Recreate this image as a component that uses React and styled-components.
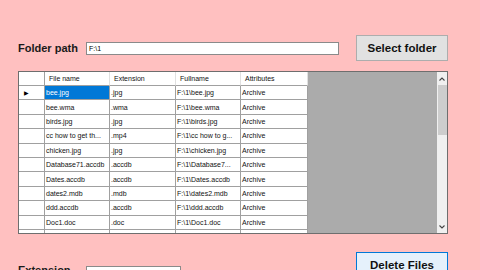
import React from 'react';
import styled, { createGlobalStyle } from 'styled-components';

const GlobalStyle = createGlobalStyle`
  html, body {
    margin: 0;
    padding: 0;
    background: #ffc0c0;
    overflow: hidden;
  }
  body {
    font-family: 'Liberation Sans', Arial, sans-serif;
  }
`;

const Page = styled.div`
  width: 480px;
  height: 270px;
  box-sizing: border-box;
  padding: 35px 32px 0 18px;
  display: flex;
  flex-direction: column;
  overflow: hidden;
`;

const FormRow = styled.div`
  display: flex;
  align-items: ${props => props.align || 'center'};
  height: 26px;
  flex-shrink: 0;
  margin-top: ${props => props.top || 0}px;
`;

const Label = styled.div`
  width: 68px;
  font-size: 11px;
  font-weight: bold;
  color: #1a1a1a;
  padding-top: ${props => props.offset || 0}px;
`;

const TextBox = styled.div`
  width: ${props => props.width}px;
  height: 13px;
  box-sizing: border-box;
  background: #fff;
  border: 1px solid #8a8a8a;
  font-size: 7px;
  line-height: 11px;
  padding-left: 2px;
  color: #000;
  margin-top: ${props => props.offset || 0}px;
`;

const Button = styled.div`
  margin-left: auto;
  width: 92px;
  height: 26px;
  box-sizing: border-box;
  background: ${props => props.focused ? '#e5f1fb' : '#e1e1e1'};
  border: 1px solid ${props => props.focused ? '#0078d7' : '#adadad'};
  display: flex;
  align-items: center;
  justify-content: center;
  font-size: 11.5px;
  font-weight: bold;
  color: #111;
`;

const Grid = styled.div`
  margin-top: 10px;
  width: 430px;
  height: 163px;
  box-sizing: border-box;
  border: 1px solid #6e6e6e;
  background: #ababab;
  display: flex;
  flex-shrink: 0;
  overflow: hidden;
`;

const Table = styled.div`
  display: grid;
  grid-template-columns: 26px 65px 66px 65px 67px;
  grid-auto-rows: 14.4px;
  grid-template-rows: 14px;
  align-content: start;
  background: #fff;
  height: 100%;
  overflow: hidden;
`;

const Filler = styled.div`
  flex: 1;
`;

const Cell = styled.div`
  box-sizing: border-box;
  background: ${props => props.selected ? '#0078d7' : '#fff'};
  color: ${props => props.selected ? '#fff' : '#111'};
  border-right: 1px solid ${props => props.head ? '#e0e0e0' : '#a0a0a0'};
  border-bottom: 1px solid #a0a0a0;
  font-size: 7px;
  padding-left: ${props => props.head ? 4 : 1}px;
  white-space: nowrap;
  overflow: hidden;
  display: flex;
  align-items: center;
`;

const RowHead = styled(Cell)`
  padding-left: 5px;
  border-right: 1px solid #a0a0a0;
`;

const Arrow = styled.span`
  font-size: 6px;
  color: #000;
`;

const ScrollBar = styled.div`
  width: 10px;
  background: #f0f0f0;
  display: flex;
  flex-direction: column;
  align-items: center;
`;

const ScrollButton = styled.div`
  width: 10px;
  height: 13px;
  display: flex;
  align-items: center;
  justify-content: center;
`;

const Thumb = styled.div`
  width: 9px;
  height: 50px;
  background: #cdcdcd;
`;

const Track = styled.div`
  flex: 1;
`;

const files = [
  ['bee.jpg', '.jpg', 'F:\\1\\bee.jpg'],
  ['bee.wma', '.wma', 'F:\\1\\bee.wma'],
  ['birds.jpg', '.jpg', 'F:\\1\\birds.jpg'],
  ['cc how to get th...', '.mp4', 'F:\\1\\cc how to g...'],
  ['chicken.jpg', '.jpg', 'F:\\1\\chicken.jpg'],
  ['Database71.accdb', '.accdb', 'F:\\1\\Database7...'],
  ['Dates.accdb', '.accdb', 'F:\\1\\Dates.accdb'],
  ['dates2.mdb', '.mdb', 'F:\\1\\dates2.mdb'],
  ['ddd.accdb', '.accdb', 'F:\\1\\ddd.accdb'],
  ['Doc1.doc', '.doc', 'F:\\1\\Doc1.doc'],
];

const Chevron = ({ up }) => (
  <svg width="6" height="4" viewBox="0 0 6 4">
    <path d={up ? 'M0.5 3.5 L3 1 L5.5 3.5' : 'M0.5 0.5 L3 3 L5.5 0.5'} fill="none" stroke="#444" strokeWidth="1.1" />
  </svg>
);

export default function App() {
  return (
    <>
      <GlobalStyle />
      <Page>
        <FormRow>
          <Label>Folder path</Label>
          <TextBox width={253}>F:\1</TextBox>
          <Button>Select folder</Button>
        </FormRow>
        <Grid>
          <Table>
            <RowHead head />
            <Cell head>File name</Cell>
            <Cell head>Extension</Cell>
            <Cell head>Fullname</Cell>
            <Cell head>Attributes</Cell>
            {files.map((f, i) => (
              <React.Fragment key={i}>
                <RowHead>{i === 0 && <Arrow>▶</Arrow>}</RowHead>
                <Cell selected={i === 0}>{f[0]}</Cell>
                <Cell>{f[1]}</Cell>
                <Cell>{f[2]}</Cell>
                <Cell>Archive</Cell>
              </React.Fragment>
            ))}
            {/* partly scrolled-in row below the last visible one */}
            <RowHead />
            <Cell />
            <Cell />
            <Cell />
            <Cell />
          </Table>
          <Filler />
          <ScrollBar>
            <ScrollButton><Chevron up /></ScrollButton>
            <Thumb />
            <Track />
            <ScrollButton><Chevron /></ScrollButton>
          </ScrollBar>
        </Grid>
        <FormRow top={18} align="flex-start">
          <Label offset={12}>Extension</Label>
          <TextBox width={95} offset={14} />
          <Button focused>Delete Files</Button>
        </FormRow>
      </Page>
    </>
  );
}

******

* WHAT YOU SHOULD DO: The data should be printed again unchanged; leave its pictures out.

* WRITTEN RESPONSE:
Recreate this image as a component that uses React and styled-components.
import React from 'react';
import styled, { createGlobalStyle } from 'styled-components';

const GlobalStyle = createGlobalStyle`
  html, body {
    margin: 0;
    padding: 0;
    background: #ffc0c0;
    overflow: hidden;
  }
  body {
    font-family: 'Liberation Sans', Arial, sans-serif;
  }
`;

const Page = styled.div`
  width: 480px;
  height: 270px;
  box-sizing: border-box;
  padding: 35px 32px 0 18px;
  display: flex;
  flex-direction: column;
  overflow: hidden;
`;

const FormRow = styled.div`
  display: flex;
  align-items: ${props => props.align || 'center'};
  height: 26px;
  flex-shrink: 0;
  margin-top: ${props => props.top || 0}px;
`;

const Label = styled.div`
  width: 68px;
  font-size: 11px;
  font-weight: bold;
  color: #1a1a1a;
  padding-top: ${props => props.offset || 0}px;
`;

const TextBox = styled.div`
  width: ${props => props.width}px;
  height: 13px;
  box-sizing: border-box;
  background: #fff;
  border: 1px solid #8a8a8a;
  font-size: 7px;
  line-height: 11px;
  padding-left: 2px;
  color: #000;
  margin-top: ${props => props.offset || 0}px;
`;

const Button = styled.div`
  margin-left: auto;
  width: 92px;
  height: 26px;
  box-sizing: border-box;
  background: ${props => props.focused ? '#e5f1fb' : '#e1e1e1'};
  border: 1px solid ${props => props.focused ? '#0078d7' : '#adadad'};
  display: flex;
  align-items: center;
  justify-content: center;
  font-size: 11.5px;
  font-weight: bold;
  color: #111;
`;

const Grid = styled.div`
  margin-top: 10px;
  width: 430px;
  height: 163px;
  box-sizing: border-box;
  border: 1px solid #6e6e6e;
  background: #ababab;
  display: flex;
  flex-shrink: 0;
  overflow: hidden;
`;

const Table = styled.div`
  display: grid;
  grid-template-columns: 26px 65px 66px 65px 67px;
  grid-auto-rows: 14.4px;
  grid-template-rows: 14px;
  align-content: start;
  background: #fff;
  height: 100%;
  overflow: hidden;
`;

const Filler = styled.div`
  flex: 1;
`;

const Cell = styled.div`
  box-sizing: border-box;
  background: ${props => props.selected ? '#0078d7' : '#fff'};
  color: ${props => props.selected ? '#fff' : '#111'};
  border-right: 1px solid ${props => props.head ? '#e0e0e0' : '#a0a0a0'};
  border-bottom: 1px solid #a0a0a0;
  font-size: 7px;
  padding-left: ${props => props.head ? 4 : 1}px;
  white-space: nowrap;
  overflow: hidden;
  display: flex;
  align-items: center;
`;

const RowHead = styled(Cell)`
  padding-left: 5px;
  border-right: 1px solid #a0a0a0;
`;

const Arrow = styled.span`
  font-size: 6px;
  color: #000;
`;

const ScrollBar = styled.div`
  width: 10px;
  background: #f0f0f0;
  display: flex;
  flex-direction: column;
  align-items: center;
`;

const ScrollButton = styled.div`
  width: 10px;
  height: 13px;
  display: flex;
  align-items: center;
  justify-content: center;
`;

const Thumb = styled.div`
  width: 9px;
  height: 50px;
  background: #cdcdcd;
`;

const Track = styled.div`
  flex: 1;
`;

const files = [
  ['bee.jpg', '.jpg', 'F:\\1\\bee.jpg'],
  ['bee.wma', '.wma', 'F:\\1\\bee.wma'],
  ['birds.jpg', '.jpg', 'F:\\1\\birds.jpg'],
  ['cc how to get th...', '.mp4', 'F:\\1\\cc how to g...'],
  ['chicken.jpg', '.jpg', 'F:\\1\\chicken.jpg'],
  ['Database71.accdb', '.accdb', 'F:\\1\\Database7...'],
  ['Dates.accdb', '.accdb', 'F:\\1\\Dates.accdb'],
  ['dates2.mdb', '.mdb', 'F:\\1\\dates2.mdb'],
  ['ddd.accdb', '.accdb', 'F:\\1\\ddd.accdb'],
  ['Doc1.doc', '.doc', 'F:\\1\\Doc1.doc'],
];

const Chevron = ({ up }) => (
  <svg width="6" height="4" viewBox="0 0 6 4">
    <path d={up ? 'M0.5 3.5 L3 1 L5.5 3.5' : 'M0.5 0.5 L3 3 L5.5 0.5'} fill="none" stroke="#444" strokeWidth="1.1" />
  </svg>
);

export default function App() {
  return (
    <>
      <GlobalStyle />
      <Page>
        <FormRow>
          <Label>Folder path</Label>
          <TextBox width={253}>F:\1</TextBox>
          <Button>Select folder</Button>
        </FormRow>
        <Grid>
          <Table>
            <RowHead head />
            <Cell head>File name</Cell>
            <Cell head>Extension</Cell>
            <Cell head>Fullname</Cell>
            <Cell head>Attributes</Cell>
            {files.map((f, i) => (
              <React.Fragment key={i}>
                <RowHead>{i === 0 && <Arrow>▶</Arrow>}</RowHead>
                <Cell selected={i === 0}>{f[0]}</Cell>
                <Cell>{f[1]}</Cell>
                <Cell>{f[2]}</Cell>
                <Cell>Archive</Cell>
              </React.Fragment>
            ))}
            {/* partly scrolled-in row below the last visible one */}
            <RowHead />
            <Cell />
            <Cell />
            <Cell />
            <Cell />
          </Table>
          <Filler />
          <ScrollBar>
            <ScrollButton><Chevron up /></ScrollButton>
            <Thumb />
            <Track />
            <ScrollButton><Chevron /></ScrollButton>
          </ScrollBar>
        </Grid>
        <FormRow top={18} align="flex-start">
          <Label offset={12}>Extension</Label>
          <TextBox width={95} offset={14} />
          <Button focused>Delete Files</Button>
        </FormRow>
      </Page>
    </>
  );
}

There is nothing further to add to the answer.